Walters became the first woman to anchor a nightly newscast in 1964
After graduating from Sarah Lawrence College in 1951 with a degree in English, Walters landed a job at a local NBC station as a PR staffer, as reported by the Huffington Post, in a feature titled "How Barbara Walters Changed Everything." She later became a producer.
She began to garner public acclaim when the sole female writer on "Today" left the show in 1961 and Walters was hired in her place.
She began to appear more and more on television, but almost strictly in stereotypical segments targeted towards women; she filled in during a swimsuit demonstration and broadcasted dressed as a Playboy Bunny.
Frank McGee, then-host of the show, reportedly refused to do joint news segments or interviews with Walters. To him, working with a woman "was a humiliation," according to Walters.
In the mindset of that era, TV-women "were supposed to do fashion shows and celebrities," Walters told TVNewser. "When NBC hired me, I wasn't an actor or a model and I didn't sing. It was a huge breakthrough just to put me on."
Before Walters, the female hosts of "Today" were called "Today Girls." But thanks to her negotiations, Walter's contract specifically stipulated that when McGee died — which he did in 1974, at age 52 — she "had to be co-host."
"That's my legacy," she told Fusion in 2014. "All these young women now in the news. There were not that many when I began; there were very few. So if I have a legacy, it's those women."
Even Gloria Steinem paid tribute to her trailblazing role: "The shift from the old 'Today Girl' — who was usually a coffee-server and amiable lightweight — to Barbara Walters is the television industry's change of attitude in microcosm," Steinem said in 1965.
Naturally, Walters was still plagued by sexism in the male-dominated media landscape. As Variety reported, during a 1976 press conference, Walters was peppered with questions about her wardrobe; others asked her to justify her staggering $1 million salary.
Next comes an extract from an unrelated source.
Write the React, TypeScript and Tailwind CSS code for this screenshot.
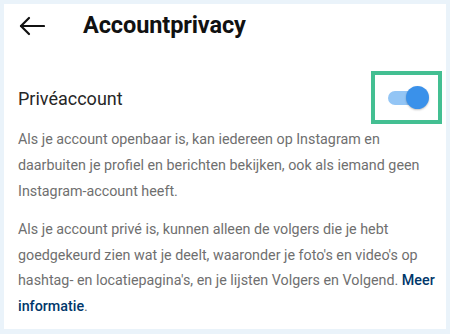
import React from "react";

export default function App() {
  return (
    <div className="w-[450px] h-[334px] bg-[#eaf3fa] p-[4px]" style={{ fontFamily: "Roboto, 'Liberation Sans', sans-serif" }}>
      <div className="w-[442px] h-[325px] bg-white flex flex-col">
        <div className="flex items-center h-[44px]">
          <svg width="26" height="20" viewBox="0 0 26 20" className="ml-[15px]" fill="none" stroke="#111" strokeWidth="2.2" strokeLinecap="round" strokeLinejoin="round">
            <path d="M25 10H2" />
            <path d="M10 2L2 10L10 18" />
          </svg>
          <div className="ml-[38px] text-[23.5px] font-bold text-[#111] tracking-[-0.1px]">Accountprivacy</div>
        </div>
        <div className="flex items-center justify-between mt-[23px] h-[53px]">
          <div className="ml-[14px] text-[18px] text-[#262626] mt-[2px]">Privéaccount</div>
          <div className="mr-[4px] w-[71px] h-[53px] border-[4px] border-[#43bf92] flex items-center justify-center">
            <div className="relative w-[44px] h-[24px] flex items-center">
              <div className="absolute left-[3px] w-[30px] h-[14px] rounded-full bg-[#93c5f5]" />
              <div className="absolute right-[0px] w-[23px] h-[23px] rounded-full bg-[#3a91ea] shadow-[0_1px_2px_rgba(0,0,0,0.25)]" />
            </div>
          </div>
        </div>
        <div className="pl-[14px] pr-[6px] text-[14.3px] text-[#6f6f6f] leading-[26px] mt-[2px]">
          <p>Als je account openbaar is, kan iedereen op Instagram en daarbuiten je profiel en berichten bekijken, ook als iemand geen Instagram-account heeft.</p>
          <p className="mt-[13px] leading-[25.5px]">
            Als je account privé is, kunnen alleen de volgers die je hebt goedgekeurd zien wat je deelt, waaronder je foto's en video's op hashtag- en locatiepagina's, en je lijsten Volgers en Volgend.{" "}
            <span className="text-[#00376b] font-medium">Meer informatie</span>.
          </p>
        </div>
      </div>
    </div>
  );
}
Still, Walters was an emblem of perseverance and progress — and had already become a prominent face in broadcast journalism.
"If she had quit in 1976, Walters' status as a television superstar would have been secure," writes the Huffington Post. "She reigned supreme at 'Today,' and had already interviewed an eye-popping gallery of people."
Upon moving to ABC, Walters became the world's highest‐paid newscaster
Walters' celebrity grew when she left NBC to co-host the "ABC Evening News" with Harry Reasoner, who did not care to hide his contempt for the female addition.
"As for billing on the program, Mr. Reasoner had a suggestion: 'sexist grace and courtesy,' he declared, 'I suggest we just do it alphabetically by last name,'" the New York Times reported at the time.
Although she didn't last long on the program with Reasoner, it helped to cement Walters' legacy as a formidable force in driving public interest.
She later became a renowned celebrity interviewer
Walters had already built up an impressive repertoire at NBC, having interviewed everyone from Grace Kelly to Henry Kissinger.
She went on to showcase interview highlights as a co-host for "20/20," like Michael Jackson and Fidel Castro (twice). She sat down with every US President from Richard Nixon to Donald Trump.
Her draw, her ability to clinch a major "get," was rooted in her genuine inquisitively; her ability to balance awe for her subjects and a persistent line of questioning.
As The New Yorker noted, Walters managed to interview Monica Lewinsky on camera, "the monster get of all time," with a single proposition: "I can give you the forum and the opportunity to present yourself with the greatest dignity."
Her reputation for recognizing and capturing star power was reflected in her yearly "Most Fascinating People" list, which captured the public's attention year after year.
Walters co-founded 'The View' in 1997
Though ABC's premiere daytime talk show has undergone many changes since its conception, it has won 30 Daytime Emmy Awards, including Outstanding Talk Show and Outstanding Talk Show Host.
"I've always wanted to do a show with women of different generations, backgrounds, and views: a working mother, a professional in her 30s, a young woman just starting out, and then somebody who's done almost everything and will say almost anything," Walters says in the show's original title sequence. "And in a perfect world, I'd get to join the group whenever I wanted."
After 50 years in TV, Walters officially retired in 2014, but continued to appear periodically on the program. She maintained her role as an executive producer.
"If the Pope said he would do an interview, would I come back? You bet," she told Fusion after confirming her retirement. "If Queen Elizabeth said, 'Would you do an interview?' — she's never done one — would I come back? Yes."
"I'm not saying goodbye forever. I'm not walking into the sunset," she continued. "You don't say 'never' when you're in this business."